PARENTS

L: What Is A Lay Midwife?

19/02/2010 10:39 | Updated 22 May 2015

A lay midwife is an individual who is not medically qualified as a midwife, but has gained experience and expertise of pregnancy and childbirth and practises midwifery on an unqualified, informal basis.

It is perfectly legal to become a lay midwife and to use one, but it does mean that she or he cannot manage a pregnant woman's medical care on an official basis.

Lay midwifery is a practice that is centuries old. Before formal medical care, most women's pregnancies and births were overseen by local women who had gained skills, knowledge, proficiency and capability within what is now known as maternity care.
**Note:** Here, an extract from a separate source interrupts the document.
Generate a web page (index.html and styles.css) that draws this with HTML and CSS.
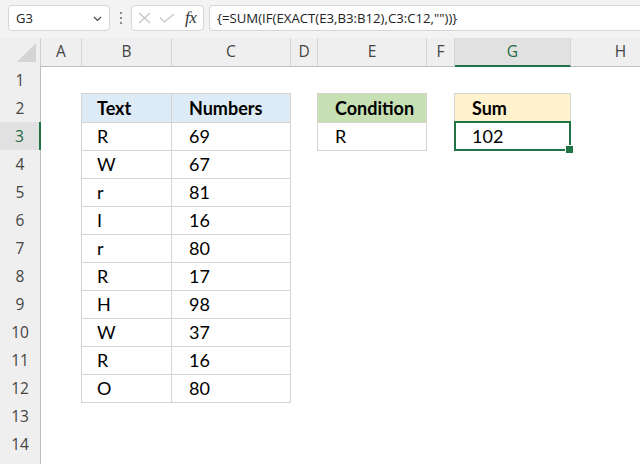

This could often be a family member, or a notable women within the local community, and was probably a mother herself.

Due to their independent and informal role, and because they are not bound by official medical codes of ethics, a lay midwife has total autonomy when providing care for a woman. For this reason, some women prefer this style of midwifery, and find a lay midwife a more reassuring and comforting presence. Their presence is increasingly common at homebirths. However, you will also need a qualified midwife with you for the actual birth.

It is possible to locate a lay midwife within most local communities. Any woman looking to use a lay midwife should always ask for full details of the midwife's skills, knowledge and experience of childbirth to ensure the individual is trustworthy and the care provided is safe.